Taranaki Daily News

Taking a hands off approach to male guilt

- KARL DUFRESNE

In 2014 the then leader of the Labour Party, David Cunliffe, controvers­ially apologised for being a man.

Some commentato­rs ridiculed him for wallowing in liberal male middle-class guilt. To others, it just looked like an attempt to ingratiate himself with women voters.

But you could see what Cunliffe was getting at. He was speaking at a Women’s Refuge symposium and the subject was male violence.

He made the point that most sexual abuse and domestic violence was perpetrate­d by men, and who could dispute that?

Cunliffe’s mistake was to assume personal responsibi­lity for what some other men did. But following the worldwide outpouring of women’s fury at sexual harassment, I imagine many more men are now wondering whether they should feel ashamed to be male.

A couple of things are clear. One is that sexual harassment by rich and powerful men has been going on for a very long time. The other is that the perpetrato­rs have been protected and encouraged up till now by the silence of their victims – a silence that almost amounted to complicity.

I’m not sure what’s changed, but women who previously kept quiet have now come out into the open. Perhaps there’s an element of opportunis­m in some of the accusation­s being made, but what’s not in doubt is that far too many men behave abominably toward women.

And while we’ve heard a lot about celebritie­s who have gone to the media with their accounts of harassment and molestatio­n, there remains an infinitely greater number of powerless, anonymous women suffering silently in factories, restaurant­s and other workplaces. Sexual harassment mystifies me. What pleasure could a man get from sex with a woman who doesn’t want it? Groping, Donald Trump-style, is equally hard to explain. It can only be about humiliatin­g and demeaning the victim.

In those circumstan­ces sex isn’t about mutual pleasure. It becomes a means of asserting power. The feminists are right about this.

I have known men who used their positions to obtain sexual favours.

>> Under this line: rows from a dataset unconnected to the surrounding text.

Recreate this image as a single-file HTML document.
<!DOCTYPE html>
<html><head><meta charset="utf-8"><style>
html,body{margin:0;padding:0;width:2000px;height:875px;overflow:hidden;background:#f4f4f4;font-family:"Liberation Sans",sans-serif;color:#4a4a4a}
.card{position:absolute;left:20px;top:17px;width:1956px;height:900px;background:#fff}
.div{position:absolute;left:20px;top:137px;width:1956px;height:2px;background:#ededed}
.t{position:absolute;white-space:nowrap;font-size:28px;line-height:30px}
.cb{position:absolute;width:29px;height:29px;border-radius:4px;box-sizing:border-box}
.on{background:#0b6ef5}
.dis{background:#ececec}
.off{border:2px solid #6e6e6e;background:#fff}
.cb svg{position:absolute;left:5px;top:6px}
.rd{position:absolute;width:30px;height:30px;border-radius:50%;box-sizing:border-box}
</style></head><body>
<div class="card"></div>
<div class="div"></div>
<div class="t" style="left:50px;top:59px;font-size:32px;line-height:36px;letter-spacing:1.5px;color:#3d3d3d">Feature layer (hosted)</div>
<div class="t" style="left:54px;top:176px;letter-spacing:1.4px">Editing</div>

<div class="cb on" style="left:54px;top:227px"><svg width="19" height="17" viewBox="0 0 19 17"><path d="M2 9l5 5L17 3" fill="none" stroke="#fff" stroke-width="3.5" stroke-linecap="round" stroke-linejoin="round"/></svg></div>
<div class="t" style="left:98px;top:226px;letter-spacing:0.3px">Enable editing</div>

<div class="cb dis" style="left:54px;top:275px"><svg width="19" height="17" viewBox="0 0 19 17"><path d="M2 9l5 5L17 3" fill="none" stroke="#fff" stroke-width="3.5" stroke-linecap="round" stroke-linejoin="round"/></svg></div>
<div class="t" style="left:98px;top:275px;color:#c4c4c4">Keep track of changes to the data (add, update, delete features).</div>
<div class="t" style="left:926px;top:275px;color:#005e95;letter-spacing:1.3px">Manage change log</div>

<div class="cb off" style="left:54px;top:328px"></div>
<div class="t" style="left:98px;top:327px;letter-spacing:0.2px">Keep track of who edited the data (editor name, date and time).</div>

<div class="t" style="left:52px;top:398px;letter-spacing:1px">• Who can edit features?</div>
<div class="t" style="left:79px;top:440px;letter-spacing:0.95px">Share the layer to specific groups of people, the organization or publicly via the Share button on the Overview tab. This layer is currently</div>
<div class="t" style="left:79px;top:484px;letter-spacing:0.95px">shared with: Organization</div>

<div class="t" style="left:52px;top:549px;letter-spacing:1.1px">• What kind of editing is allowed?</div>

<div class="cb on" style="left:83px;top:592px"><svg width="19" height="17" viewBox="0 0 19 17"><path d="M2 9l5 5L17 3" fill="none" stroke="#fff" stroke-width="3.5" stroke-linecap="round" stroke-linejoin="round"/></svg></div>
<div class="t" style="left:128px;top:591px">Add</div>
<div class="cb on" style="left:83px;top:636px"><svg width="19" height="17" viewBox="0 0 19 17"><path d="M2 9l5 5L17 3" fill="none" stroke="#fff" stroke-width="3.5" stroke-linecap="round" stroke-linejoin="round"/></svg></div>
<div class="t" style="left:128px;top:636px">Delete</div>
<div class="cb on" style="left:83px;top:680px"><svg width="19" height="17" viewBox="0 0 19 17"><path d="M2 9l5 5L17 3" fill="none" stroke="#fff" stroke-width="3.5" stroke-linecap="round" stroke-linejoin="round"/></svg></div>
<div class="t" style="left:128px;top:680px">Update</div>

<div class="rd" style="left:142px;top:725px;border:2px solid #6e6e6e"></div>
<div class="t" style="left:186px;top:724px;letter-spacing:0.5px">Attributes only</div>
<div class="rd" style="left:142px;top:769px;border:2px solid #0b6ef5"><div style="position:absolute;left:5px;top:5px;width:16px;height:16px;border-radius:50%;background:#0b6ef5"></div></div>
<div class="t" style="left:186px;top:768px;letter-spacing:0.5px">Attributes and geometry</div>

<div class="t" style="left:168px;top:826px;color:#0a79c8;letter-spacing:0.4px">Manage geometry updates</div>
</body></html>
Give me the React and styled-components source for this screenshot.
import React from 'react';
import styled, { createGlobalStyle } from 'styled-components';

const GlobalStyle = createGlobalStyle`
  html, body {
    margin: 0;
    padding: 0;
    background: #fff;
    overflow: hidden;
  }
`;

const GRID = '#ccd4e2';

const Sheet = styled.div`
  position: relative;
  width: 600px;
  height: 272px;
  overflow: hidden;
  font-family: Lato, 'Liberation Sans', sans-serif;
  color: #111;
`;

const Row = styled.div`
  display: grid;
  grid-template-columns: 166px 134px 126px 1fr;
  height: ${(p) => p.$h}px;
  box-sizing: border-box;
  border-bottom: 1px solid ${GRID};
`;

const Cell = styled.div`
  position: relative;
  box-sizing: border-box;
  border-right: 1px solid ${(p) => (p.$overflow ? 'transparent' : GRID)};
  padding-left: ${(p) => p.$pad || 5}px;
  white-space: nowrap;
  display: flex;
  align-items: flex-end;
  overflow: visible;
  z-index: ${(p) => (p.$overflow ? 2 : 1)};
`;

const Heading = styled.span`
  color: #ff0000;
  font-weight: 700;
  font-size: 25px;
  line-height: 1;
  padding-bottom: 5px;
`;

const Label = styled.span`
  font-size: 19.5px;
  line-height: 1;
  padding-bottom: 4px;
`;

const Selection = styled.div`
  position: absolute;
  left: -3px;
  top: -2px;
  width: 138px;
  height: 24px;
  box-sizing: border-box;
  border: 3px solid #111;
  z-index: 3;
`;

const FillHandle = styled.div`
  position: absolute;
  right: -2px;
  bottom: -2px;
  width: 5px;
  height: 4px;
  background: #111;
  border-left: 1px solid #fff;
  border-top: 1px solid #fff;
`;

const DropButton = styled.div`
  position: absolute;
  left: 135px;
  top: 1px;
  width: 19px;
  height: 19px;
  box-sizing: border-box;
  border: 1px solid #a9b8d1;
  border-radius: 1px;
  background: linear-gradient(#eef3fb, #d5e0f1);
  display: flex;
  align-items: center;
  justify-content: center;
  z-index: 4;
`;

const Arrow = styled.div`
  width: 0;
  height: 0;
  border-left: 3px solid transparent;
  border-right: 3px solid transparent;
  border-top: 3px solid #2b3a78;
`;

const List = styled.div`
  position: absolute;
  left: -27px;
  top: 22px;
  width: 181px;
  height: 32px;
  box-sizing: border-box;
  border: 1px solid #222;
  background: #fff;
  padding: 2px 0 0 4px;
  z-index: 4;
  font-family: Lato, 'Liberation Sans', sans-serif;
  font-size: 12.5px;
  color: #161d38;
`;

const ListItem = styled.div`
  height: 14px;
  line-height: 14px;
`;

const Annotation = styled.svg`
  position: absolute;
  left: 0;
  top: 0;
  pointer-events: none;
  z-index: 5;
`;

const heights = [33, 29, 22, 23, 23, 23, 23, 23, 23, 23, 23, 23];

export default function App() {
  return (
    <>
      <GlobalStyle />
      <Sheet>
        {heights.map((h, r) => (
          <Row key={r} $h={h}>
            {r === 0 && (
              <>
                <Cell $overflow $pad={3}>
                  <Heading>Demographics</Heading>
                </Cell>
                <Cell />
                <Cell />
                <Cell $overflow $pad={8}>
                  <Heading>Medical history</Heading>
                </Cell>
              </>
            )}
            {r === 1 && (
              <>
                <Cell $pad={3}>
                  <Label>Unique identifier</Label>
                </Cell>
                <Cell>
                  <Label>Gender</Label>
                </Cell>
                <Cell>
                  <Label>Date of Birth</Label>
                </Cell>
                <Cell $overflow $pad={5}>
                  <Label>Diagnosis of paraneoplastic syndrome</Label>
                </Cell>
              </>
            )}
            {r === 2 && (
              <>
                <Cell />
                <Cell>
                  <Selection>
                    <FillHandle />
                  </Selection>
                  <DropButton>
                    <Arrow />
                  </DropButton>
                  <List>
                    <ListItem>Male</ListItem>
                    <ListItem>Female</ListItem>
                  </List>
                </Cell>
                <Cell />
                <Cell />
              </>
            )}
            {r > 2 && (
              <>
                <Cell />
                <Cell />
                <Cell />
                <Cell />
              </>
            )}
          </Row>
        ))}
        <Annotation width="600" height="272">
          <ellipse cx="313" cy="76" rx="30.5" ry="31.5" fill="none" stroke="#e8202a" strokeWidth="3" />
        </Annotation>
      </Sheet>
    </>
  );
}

They didn’t boast about it, so perhaps there was some part of their conscience that told them it wasn’t something to be proud of.

It was usually the victims who revealed it, and I was shocked by their apparent acceptance of it, as if having sex with the boss was something they had to do to get ahead.

Some of these women were young and attractive while the men they slept with were decades older and slobs – Harvey Weinstein types. Even if one accepts that power is an aphrodisia­c, and that some women are attracted to men in positions of influence, there are surely limits.

Anyway, back to David Cunliffe. In the light of what has now been revealed about rampant sexual harassment at the highest levels of politics and the entertainm­ent business, should all men feel guilty? There is an extreme school of feminism, after all, which holds that all men are rapists. It’s not unusual to hear the entire male sex disparaged as if all men can’t help behaving like dogs around a bitch on heat.

But I would guess that only a relatively small proportion of men are sexual predators, and those who are not in that category don’t need to do a Cunliffe in atonement for the sins of others.

What we will have to do, however, is learn some new rules, because one consequenc­e of the ‘‘me too’’ harassment saga is that it will redefine relations between the sexes, and not necessaril­y for the better. Men will find it harder to discern where the boundary lies between mere flirtation, which many women welcome and enjoy, and harassment.

Physical contact, in particular, has become a minefield. It brought down Garrison Keillor, the revered former host of the American radio show A Prairie Home Companion.

What Keillor characteri­ses as a misdirecte­d pat on a female colleague’s bare back years ago, which he says he apologised for at the time and thought had been forgotten because the woman seemed to remain friendly with him, came back to bite him last month when he got a phone call from her lawyer.

Now he’s in disgrace and his former employer has taken such fright that it’s changed the name of his old show.

At what point, I wonder, does a touch or a kiss become harassment?

Blatant groping or a hand up a skirt can’t be mistaken for anything other than molestatio­n, but there’s now an undefined grey area between what’s acceptable and what’s not.

Like the kindergart­en teacher who no longer feels it’s safe to cuddle an upset child, we’re all having to navigate new territory.